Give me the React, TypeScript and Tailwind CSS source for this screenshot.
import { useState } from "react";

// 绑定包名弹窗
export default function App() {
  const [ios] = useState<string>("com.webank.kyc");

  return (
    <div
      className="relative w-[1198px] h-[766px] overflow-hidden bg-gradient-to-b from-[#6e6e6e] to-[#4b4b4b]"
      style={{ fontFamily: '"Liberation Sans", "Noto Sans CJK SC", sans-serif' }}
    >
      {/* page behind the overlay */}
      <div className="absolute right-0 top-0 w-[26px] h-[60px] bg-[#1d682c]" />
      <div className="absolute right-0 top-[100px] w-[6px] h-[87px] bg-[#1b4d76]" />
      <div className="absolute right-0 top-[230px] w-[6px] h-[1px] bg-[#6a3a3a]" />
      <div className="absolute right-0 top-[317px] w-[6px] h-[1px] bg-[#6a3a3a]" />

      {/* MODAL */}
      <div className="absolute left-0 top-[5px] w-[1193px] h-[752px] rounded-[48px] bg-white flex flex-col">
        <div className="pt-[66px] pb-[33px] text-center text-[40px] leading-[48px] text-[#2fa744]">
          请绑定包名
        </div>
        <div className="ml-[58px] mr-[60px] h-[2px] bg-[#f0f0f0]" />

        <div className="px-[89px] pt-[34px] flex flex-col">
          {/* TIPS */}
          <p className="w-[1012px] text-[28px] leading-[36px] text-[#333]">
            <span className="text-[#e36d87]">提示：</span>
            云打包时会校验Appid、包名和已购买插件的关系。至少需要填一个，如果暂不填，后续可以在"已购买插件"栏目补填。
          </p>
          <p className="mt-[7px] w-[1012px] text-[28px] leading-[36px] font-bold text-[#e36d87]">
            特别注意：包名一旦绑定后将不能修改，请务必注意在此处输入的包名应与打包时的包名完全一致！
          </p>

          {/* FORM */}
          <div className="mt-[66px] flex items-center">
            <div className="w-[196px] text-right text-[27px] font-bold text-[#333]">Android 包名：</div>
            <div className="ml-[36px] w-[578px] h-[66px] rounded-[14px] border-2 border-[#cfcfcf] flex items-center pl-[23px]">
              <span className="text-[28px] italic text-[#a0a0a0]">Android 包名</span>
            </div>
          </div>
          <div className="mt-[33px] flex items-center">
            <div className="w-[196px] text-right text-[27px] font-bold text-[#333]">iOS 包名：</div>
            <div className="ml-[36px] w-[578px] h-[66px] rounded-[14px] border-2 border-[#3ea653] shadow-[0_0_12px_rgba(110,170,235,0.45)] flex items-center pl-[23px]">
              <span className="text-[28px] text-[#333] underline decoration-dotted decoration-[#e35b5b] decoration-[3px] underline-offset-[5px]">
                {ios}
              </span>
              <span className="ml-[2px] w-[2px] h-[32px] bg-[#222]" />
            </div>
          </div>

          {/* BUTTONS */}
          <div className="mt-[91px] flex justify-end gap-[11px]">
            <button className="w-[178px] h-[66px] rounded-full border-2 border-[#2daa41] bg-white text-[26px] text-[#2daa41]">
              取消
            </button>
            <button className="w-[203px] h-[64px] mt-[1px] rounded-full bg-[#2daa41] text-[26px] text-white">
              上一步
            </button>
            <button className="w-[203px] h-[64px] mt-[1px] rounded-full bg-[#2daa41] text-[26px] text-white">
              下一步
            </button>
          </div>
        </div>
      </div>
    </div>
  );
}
● ● ● ●
EXERCISE INSTRUCTIONS: Extract every line above exactly as it stands.

RESPONSE:
Give me the React, TypeScript and Tailwind CSS source for this screenshot.
import { useState } from "react";

// 绑定包名弹窗
export default function App() {
  const [ios] = useState<string>("com.webank.kyc");

  return (
    <div
      className="relative w-[1198px] h-[766px] overflow-hidden bg-gradient-to-b from-[#6e6e6e] to-[#4b4b4b]"
      style={{ fontFamily: '"Liberation Sans", "Noto Sans CJK SC", sans-serif' }}
    >
      {/* page behind the overlay */}
      <div className="absolute right-0 top-0 w-[26px] h-[60px] bg-[#1d682c]" />
      <div className="absolute right-0 top-[100px] w-[6px] h-[87px] bg-[#1b4d76]" />
      <div className="absolute right-0 top-[230px] w-[6px] h-[1px] bg-[#6a3a3a]" />
      <div className="absolute right-0 top-[317px] w-[6px] h-[1px] bg-[#6a3a3a]" />

      {/* MODAL */}
      <div className="absolute left-0 top-[5px] w-[1193px] h-[752px] rounded-[48px] bg-white flex flex-col">
        <div className="pt-[66px] pb-[33px] text-center text-[40px] leading-[48px] text-[#2fa744]">
          请绑定包名
        </div>
        <div className="ml-[58px] mr-[60px] h-[2px] bg-[#f0f0f0]" />

        <div className="px-[89px] pt-[34px] flex flex-col">
          {/* TIPS */}
          <p className="w-[1012px] text-[28px] leading-[36px] text-[#333]">
            <span className="text-[#e36d87]">提示：</span>
            云打包时会校验Appid、包名和已购买插件的关系。至少需要填一个，如果暂不填，后续可以在"已购买插件"栏目补填。
          </p>
          <p className="mt-[7px] w-[1012px] text-[28px] leading-[36px] font-bold text-[#e36d87]">
            特别注意：包名一旦绑定后将不能修改，请务必注意在此处输入的包名应与打包时的包名完全一致！
          </p>

          {/* FORM */}
          <div className="mt-[66px] flex items-center">
            <div className="w-[196px] text-right text-[27px] font-bold text-[#333]">Android 包名：</div>
            <div className="ml-[36px] w-[578px] h-[66px] rounded-[14px] border-2 border-[#cfcfcf] flex items-center pl-[23px]">
              <span className="text-[28px] italic text-[#a0a0a0]">Android 包名</span>
            </div>
          </div>
          <div className="mt-[33px] flex items-center">
            <div className="w-[196px] text-right text-[27px] font-bold text-[#333]">iOS 包名：</div>
            <div className="ml-[36px] w-[578px] h-[66px] rounded-[14px] border-2 border-[#3ea653] shadow-[0_0_12px_rgba(110,170,235,0.45)] flex items-center pl-[23px]">
              <span className="text-[28px] text-[#333] underline decoration-dotted decoration-[#e35b5b] decoration-[3px] underline-offset-[5px]">
                {ios}
              </span>
              <span className="ml-[2px] w-[2px] h-[32px] bg-[#222]" />
            </div>
          </div>

          {/* BUTTONS */}
          <div className="mt-[91px] flex justify-end gap-[11px]">
            <button className="w-[178px] h-[66px] rounded-full border-2 border-[#2daa41] bg-white text-[26px] text-[#2daa41]">
              取消
            </button>
            <button className="w-[203px] h-[64px] mt-[1px] rounded-full bg-[#2daa41] text-[26px] text-white">
              上一步
            </button>
            <button className="w-[203px] h-[64px] mt-[1px] rounded-full bg-[#2daa41] text-[26px] text-white">
              下一步
            </button>
          </div>
        </div>
      </div>
    </div>
  );
}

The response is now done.